Ma le reazioni politiche in Italia spingono in quella direzione, con la novità, prima annunciata dal solo Tremonti, di un Pdl freddo con il presidente sconfitto e attento, come ha sottolineato Cicchitto, alla contrarietà uscita dalle urne d’Oltralpe alla politica di esclusivo rigore portata avanti fin qui dall’asse Merkel-Sarkozy. Contro quest’ultimo, da parte del partito berlusconiano, pesa sicuramente l’atteggiamento avuto nei confronti del Cavaliere e gli indimenticabili sorrisini di sfottimento all’ultimo vertice europeo prima della caduta del governo. Ma non solo. L’ala ex An del Pdl celebra l’affermazione di Marine Le Pen con grande calore, ed anche questo è un segno dei cattivi rapporti tra la destra italiana e quella francese.
A sinistra i leader del Pd festeggiano come se si trattasse di una loro vittoria e come se a prescindere da quello che sarà il risultato finale delle presidenziali la svolta verso la crescita, per mitigare una politica di solo rigore sia da considerarsi irreversibile.
D’Alema in un’intervista al Tg3 ha sostenuto che anche la Merkel dovrà tenerne conto in futuro. Un modo di parlare a suocera perché nuora intenda, per spingere Monti a riflettere sulla necessità che in Italia si trovi la strada per allentare la stretta dei sacrifici. Su questo aspetto c’è una sostanziale convergenza tra i due maggiori partiti che appoggiano l’esecutivo tecnico e che considerano impossibile affrontare in queste condizioni l’anno che precede le elezioni del 2013.
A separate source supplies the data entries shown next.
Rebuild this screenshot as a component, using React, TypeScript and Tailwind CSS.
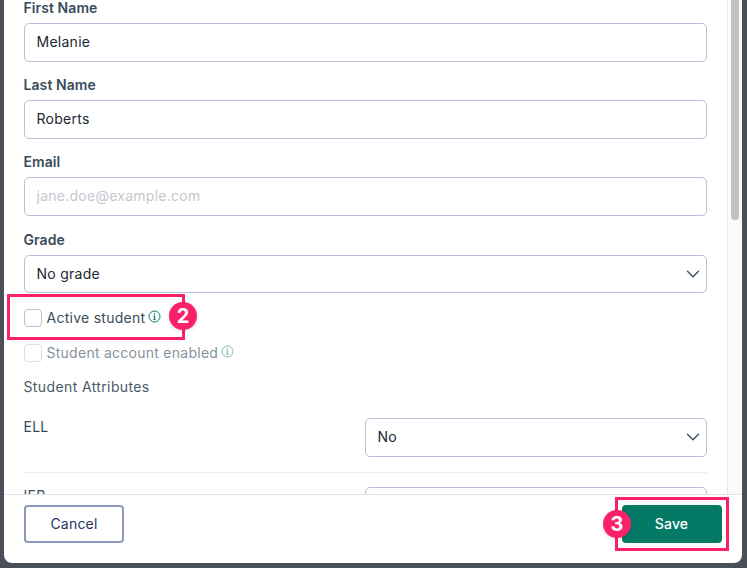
import React from "react";
import { ChevronDown } from "lucide-react";

const font = { fontFamily: "Inter, 'Noto Sans', sans-serif" };

function Info({ faded }: { faded?: boolean }) {
  return (
    <svg width="13" height="13" viewBox="0 0 13 13" fill="none" className={faded ? "opacity-50" : ""}>
      <circle cx="6.5" cy="6.5" r="5.5" stroke="#047a66" strokeWidth="1" />
      <path d="M6.5 5.6V9.6" stroke="#047a66" strokeWidth="1.2" />
      <path d="M5.4 5.7H6.5M5.3 9.6H7.7" stroke="#047a66" strokeWidth="0.9" />
      <circle cx="6.4" cy="3.7" r="0.7" fill="#047a66" />
    </svg>
  );
}

function Field({ label, value, placeholder, select }: { label: string; value?: string; placeholder?: string; select?: boolean }) {
  return (
    <div className="mb-[13.6px]">
      <div className="h-5 mb-[5px] -ml-[0.5px] text-sm leading-5 font-semibold tracking-[0.08px] text-[#3a4b5a]">{label}</div>
      <Box value={value} placeholder={placeholder} select={select} />
    </div>
  );
}

function Box({ value, placeholder, select }: { value?: string; placeholder?: string; select?: boolean }) {
  return (
    <div className="h-[38.5px] flex items-center justify-between rounded-[5px] border border-[#b9c1d6] bg-white pl-[11.5px] pr-[2px] text-sm tracking-[0.26px]">
      <span className={value ? "text-[#212733]" : "text-[#c4c8ce]"}>{value ?? placeholder}</span>
      {select && <ChevronDown size={22} strokeWidth={1.5} className="text-[#3f4f5c]" />}
    </div>
  );
}

function Check({ label, faded }: { label: string; faded?: boolean }) {
  return (
    <div className="flex items-center h-[18px]">
      <div className={`w-[18px] h-[18px] rounded-[4px] border bg-white ${faded ? "border-[#d9dde8]" : "border-[#b9c1d6]"}`} />
      <span className={`ml-[4.5px] -mt-[1px] text-sm leading-5 tracking-[0.26px] ${faded ? "text-[#87929c]" : "text-[#3a4b5a]"}`}>{label}</span>
      <span className="ml-[3px] -mt-[4px] flex"><Info faded={faded} /></span>
    </div>
  );
}

function Badge({ n, className }: { n: string; className: string }) {
  return (
    <div className={`absolute w-7 h-7 rounded-full bg-[#fb2168] text-white font-bold text-[20px] leading-7 text-center shadow-[0_1px_4px_rgba(0,0,0,0.15)] ${className}`}>
      {n}
    </div>
  );
}

export default function App() {
  return (
    <div style={font} className="relative w-[747px] h-[568px] overflow-hidden bg-[#495057] pl-1 pr-[5px] pb-[5px] flex flex-col">
      <div className="flex-1 min-h-0 flex flex-col bg-white rounded-b-lg overflow-hidden">
        <div className="h-[494px] flex overflow-hidden">
          <div className="flex-1 min-w-0 overflow-hidden pl-5 pr-5">
            <div className="-mt-[2px]">
              <Field label="First Name" value="Melanie" />
              <Field label="Last Name" value="Roberts" />
              <div className="pb-[0.6px]">
                <Field label="Email" placeholder="jane.doe@example.com" />
              </div>
              <Field label="Grade" value="No grade" select />
              <div className="mt-[15.8px] mb-[17px]"><Check label="Active student" /></div>
              <Check label="Student account enabled" faded />
              <div className="mt-[15px] h-5 text-sm leading-5 tracking-[0.38px] text-[#4d5a66] -ml-[0.5px]">Student Attributes</div>
              <div className="mt-[21px] flex justify-between border-b border-[#ececec] pb-[15px]">
                <div className="text-sm leading-5 tracking-[0.26px] text-[#3a4b5a] -mt-[1px] -ml-[0.5px]">ELL</div>
                <div className="w-[342px]"><Box value="No" select /></div>
              </div>
              <div className="mt-[14.5px] flex justify-between">
                <div className="text-sm leading-5 tracking-[0.26px] text-[#3a4b5a] -mt-[1px] -ml-[0.5px]">IEP</div>
                <div className="w-[342px]"><Box value="No" select /></div>
              </div>
            </div>
          </div>
          <div className="w-[15px] shrink-0 bg-[#fafafa] border-l border-[#e8e8e8] pl-[3px]">
            <div className="w-2 h-[220px] bg-[#c1c1c1] rounded-b" />
          </div>
        </div>
        <div className="flex-1 border-t border-[#dfe1e4] flex items-start justify-between pl-5 pr-5 pt-[10px]">
          <button className="w-[100px] h-[38px] rounded-[4px] border-2 border-[#8b99b8] bg-white text-sm font-normal tracking-[0.2px] text-[#1d3461]">Cancel</button>
          <button className="w-[100px] h-[38px] pr-px rounded-[4px] bg-[#047a66] text-sm font-medium tracking-[0.2px] text-white">Save</button>
        </div>
      </div>

      <div className="absolute left-[7px] top-[294px] w-[178px] h-[46px] border-[3px] border-[#fb2168] pointer-events-none" />
      <Badge n="2" className="left-[169px] top-[302px]" />
      <div className="absolute left-[615px] top-[497px] w-[114px] h-[54px] border-[3px] border-[#fb2168] pointer-events-none" />
      <Badge n="3" className="left-[603px] top-[510px]" />
    </div>
  );
}
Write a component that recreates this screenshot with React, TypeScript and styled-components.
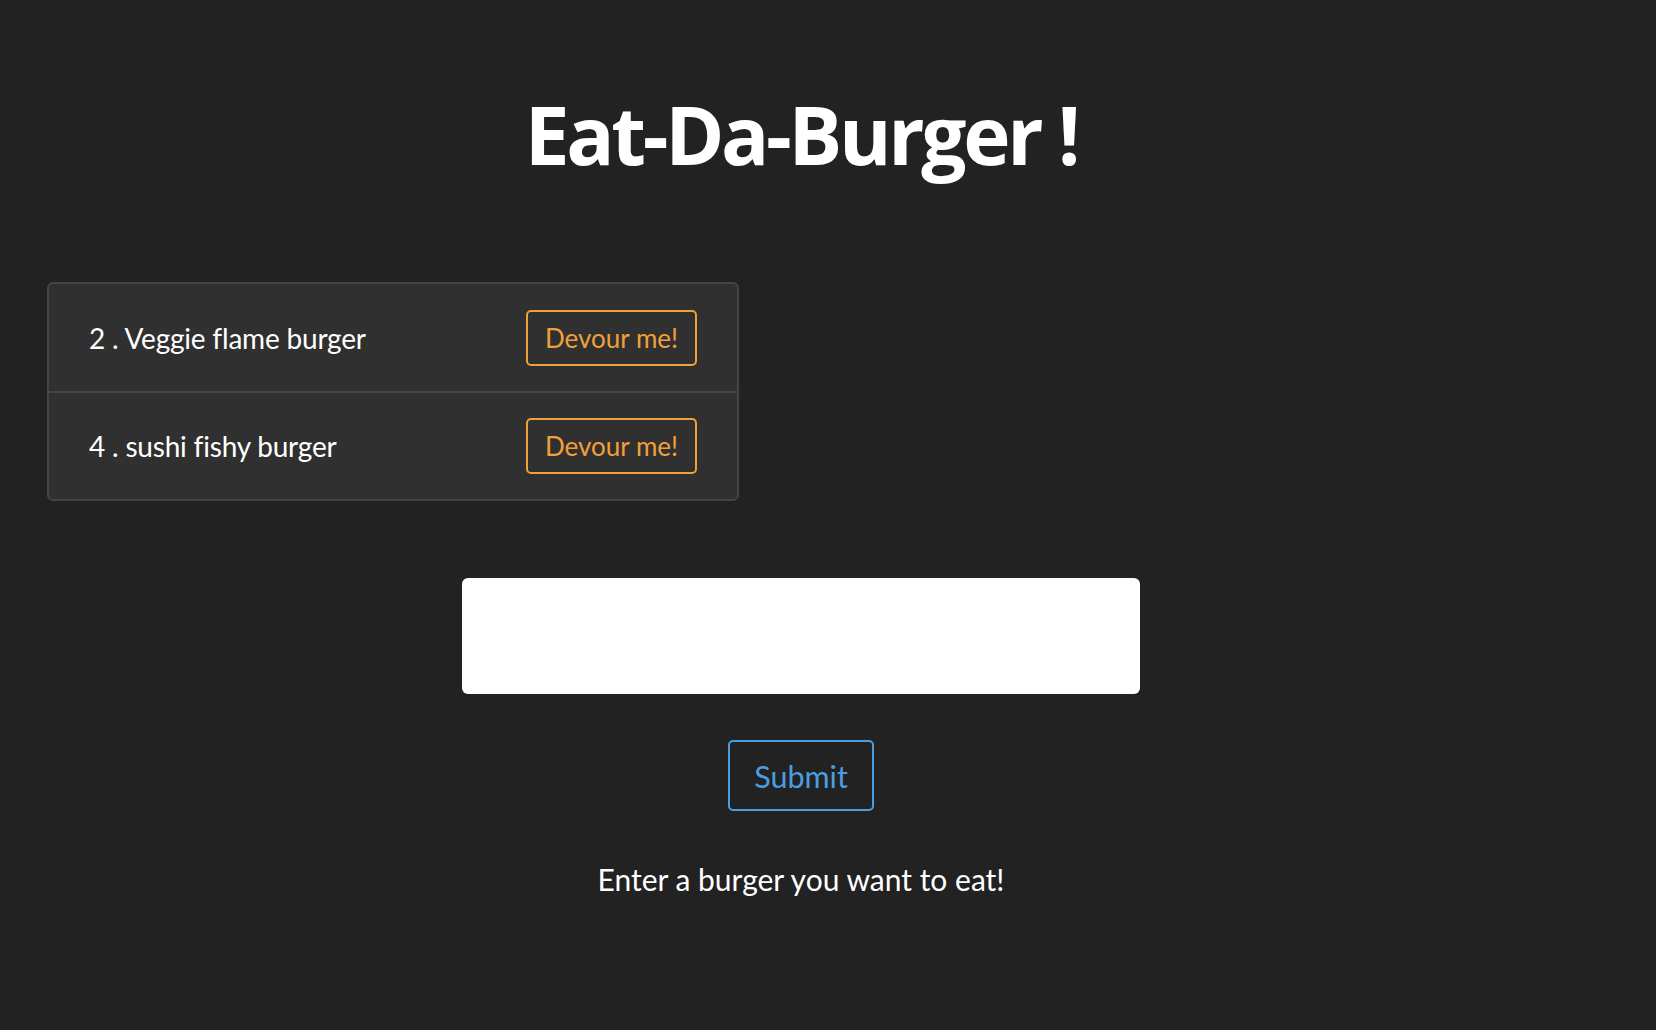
import React from "react";
import styled, { createGlobalStyle } from "styled-components";

const Global = createGlobalStyle`
  html, body { margin: 0; padding: 0; background: #222222; }
  body { font-family: Lato, "Open Sans", sans-serif; color: #ffffff; }
`;

const Page = styled.div`
  min-height: 1030px;
  padding: 0 54px 0 0;
  box-sizing: border-box;
  display: flex;
  flex-direction: column;
`;

const Title = styled.h1`
  margin: 86px 0 0 0;
  text-align: center;
  font-family: "Open Sans", "Noto Sans", sans-serif;
  font-weight: 700;
  font-size: 80px;
  line-height: 96px;
  letter-spacing: -3.3px;
  color: #ffffff;
`;

const List = styled.ul`
  list-style: none;
  margin: 100px 0 0 47px;
  padding: 0;
  width: 692px;
  border: 2px solid #444444;
  border-radius: 6px;
  background: #303030;
  box-sizing: border-box;
`;

const Item = styled.li<{ $last?: boolean }>`
  display: flex;
  align-items: center;
  justify-content: space-between;
  height: ${(p) => (p.$last ? 106 : 107)}px;
  padding: 0 40px;
  border-bottom: ${(p) => (p.$last ? "none" : "2px solid #444444")};
`;

const Name = styled.span`
  color: #ffffff;
  font-size: 28px;
  letter-spacing: -0.2px;
`;

const OutlineButton = styled.button<{ $color: string; $w: number; $h: number; $size: number }>`
  background: transparent;
  border: 2px solid ${(p) => p.$color};
  color: ${(p) => p.$color};
  border-radius: 5px;
  width: ${(p) => p.$w}px;
  height: ${(p) => p.$h}px;
  font-family: Lato, sans-serif;
  font-size: ${(p) => p.$size}px;
  padding: 0;
  cursor: pointer;
`;

const Form = styled.form`
  display: flex;
  flex-direction: column;
  align-items: center;
  margin-top: 77px;
`;

const Input = styled.input`
  width: 678px;
  height: 116px;
  border: none;
  border-radius: 6px;
  background: #ffffff;
  box-sizing: border-box;
  padding: 0 20px;
  font-size: 24px;
  font-family: Lato, sans-serif;
  outline: none;
`;

const SubmitWrap = styled.div`
  margin-top: 46px;
`;

const Hint = styled.p`
  margin: 50px 0 0 0;
  font-size: 30px;
  color: #ffffff;
  text-align: center;
`;

const burgers = [
  { id: 2, name: "Veggie flame burger" },
  { id: 4, name: "sushi fishy burger" },
];

export default function App() {
  return (
    <>
      <Global />
      <Page>
        <Title>Eat-Da-Burger !</Title>
        <List>
          {burgers.map((b, i) => (
            <Item key={b.id} $last={i === burgers.length - 1}>
              <Name>
                {b.id} . {b.name}
              </Name>
              <OutlineButton $color="#f0a03a" $w={171} $h={56} $size={26}>
                Devour me!
              </OutlineButton>
            </Item>
          ))}
        </List>
        <Form onSubmit={(e) => e.preventDefault()}>
          <Input type="text" />
          <SubmitWrap>
            <OutlineButton type="submit" $color="#4a9ee0" $w={146} $h={71} $size={30.5}>
              Submit
            </OutlineButton>
          </SubmitWrap>
          <Hint>Enter a burger you want to eat!</Hint>
        </Form>
      </Page>
    </>
  );
}
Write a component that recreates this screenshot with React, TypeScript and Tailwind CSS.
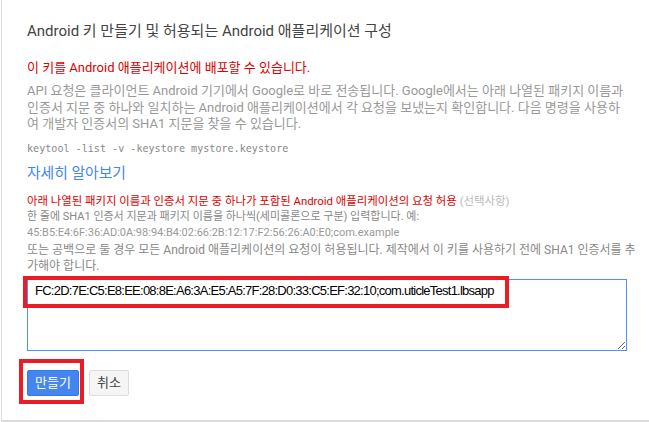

Ieri sia la Corte dei conti, sia la Banca d’Italia sono nuovamente intervenute per ricordare che una pressione fiscale come quella raggiunta negli ultimi mesi in Italia dev’essere considerata eccezionale e temporanea, dunque non sopportabile a lungo, in vista di tornare a scadenza breve entro limiti più accettabili.